Retype the whole listing verbatim and keep the pictures out of it.

+++

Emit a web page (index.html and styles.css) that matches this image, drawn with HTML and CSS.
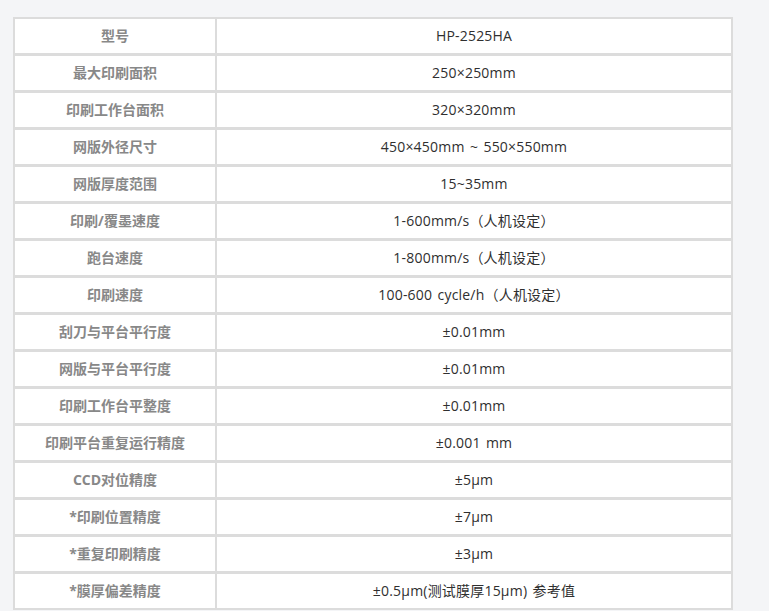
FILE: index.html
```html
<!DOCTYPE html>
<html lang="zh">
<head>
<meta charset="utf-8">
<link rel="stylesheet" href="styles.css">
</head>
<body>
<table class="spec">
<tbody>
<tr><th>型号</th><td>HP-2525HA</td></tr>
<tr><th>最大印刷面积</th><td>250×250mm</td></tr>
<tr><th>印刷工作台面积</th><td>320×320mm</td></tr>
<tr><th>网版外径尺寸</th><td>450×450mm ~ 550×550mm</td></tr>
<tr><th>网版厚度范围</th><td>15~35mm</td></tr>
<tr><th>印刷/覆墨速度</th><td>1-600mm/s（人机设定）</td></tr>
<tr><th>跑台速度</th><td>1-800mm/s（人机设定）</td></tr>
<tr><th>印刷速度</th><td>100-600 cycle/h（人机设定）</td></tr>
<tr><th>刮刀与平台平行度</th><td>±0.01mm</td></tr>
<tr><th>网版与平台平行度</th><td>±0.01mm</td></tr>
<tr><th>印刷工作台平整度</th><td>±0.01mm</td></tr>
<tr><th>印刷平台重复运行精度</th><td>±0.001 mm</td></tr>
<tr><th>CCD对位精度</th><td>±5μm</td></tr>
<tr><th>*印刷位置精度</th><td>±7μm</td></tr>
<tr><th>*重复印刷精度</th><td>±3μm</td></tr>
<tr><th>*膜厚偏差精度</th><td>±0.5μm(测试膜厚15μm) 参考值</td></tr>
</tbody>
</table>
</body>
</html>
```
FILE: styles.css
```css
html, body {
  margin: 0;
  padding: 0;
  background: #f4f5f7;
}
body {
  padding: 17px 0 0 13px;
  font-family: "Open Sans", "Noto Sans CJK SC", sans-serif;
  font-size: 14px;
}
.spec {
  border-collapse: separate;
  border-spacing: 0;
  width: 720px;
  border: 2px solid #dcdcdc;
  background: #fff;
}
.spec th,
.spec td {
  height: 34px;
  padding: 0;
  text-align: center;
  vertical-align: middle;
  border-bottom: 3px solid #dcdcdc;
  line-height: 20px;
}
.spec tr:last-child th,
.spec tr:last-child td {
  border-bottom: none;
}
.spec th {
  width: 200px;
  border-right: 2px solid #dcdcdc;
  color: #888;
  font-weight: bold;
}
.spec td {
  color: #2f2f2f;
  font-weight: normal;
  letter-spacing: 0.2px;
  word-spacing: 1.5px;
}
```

+++

TASK RESPONSE:
Emit a web page (index.html and styles.css) that matches this image, drawn with HTML and CSS.
FILE: index.html
```html
<!DOCTYPE html>
<html lang="zh">
<head>
<meta charset="utf-8">
<link rel="stylesheet" href="styles.css">
</head>
<body>
<table class="spec">
<tbody>
<tr><th>型号</th><td>HP-2525HA</td></tr>
<tr><th>最大印刷面积</th><td>250×250mm</td></tr>
<tr><th>印刷工作台面积</th><td>320×320mm</td></tr>
<tr><th>网版外径尺寸</th><td>450×450mm ~ 550×550mm</td></tr>
<tr><th>网版厚度范围</th><td>15~35mm</td></tr>
<tr><th>印刷/覆墨速度</th><td>1-600mm/s（人机设定）</td></tr>
<tr><th>跑台速度</th><td>1-800mm/s（人机设定）</td></tr>
<tr><th>印刷速度</th><td>100-600 cycle/h（人机设定）</td></tr>
<tr><th>刮刀与平台平行度</th><td>±0.01mm</td></tr>
<tr><th>网版与平台平行度</th><td>±0.01mm</td></tr>
<tr><th>印刷工作台平整度</th><td>±0.01mm</td></tr>
<tr><th>印刷平台重复运行精度</th><td>±0.001 mm</td></tr>
<tr><th>CCD对位精度</th><td>±5μm</td></tr>
<tr><th>*印刷位置精度</th><td>±7μm</td></tr>
<tr><th>*重复印刷精度</th><td>±3μm</td></tr>
<tr><th>*膜厚偏差精度</th><td>±0.5μm(测试膜厚15μm) 参考值</td></tr>
</tbody>
</table>
</body>
</html>
```
FILE: styles.css
```css
html, body {
  margin: 0;
  padding: 0;
  background: #f4f5f7;
}
body {
  padding: 17px 0 0 13px;
  font-family: "Open Sans", "Noto Sans CJK SC", sans-serif;
  font-size: 14px;
}
.spec {
  border-collapse: separate;
  border-spacing: 0;
  width: 720px;
  border: 2px solid #dcdcdc;
  background: #fff;
}
.spec th,
.spec td {
  height: 34px;
  padding: 0;
  text-align: center;
  vertical-align: middle;
  border-bottom: 3px solid #dcdcdc;
  line-height: 20px;
}
.spec tr:last-child th,
.spec tr:last-child td {
  border-bottom: none;
}
.spec th {
  width: 200px;
  border-right: 2px solid #dcdcdc;
  color: #888;
  font-weight: bold;
}
.spec td {
  color: #2f2f2f;
  font-weight: normal;
  letter-spacing: 0.2px;
  word-spacing: 1.5px;
}
```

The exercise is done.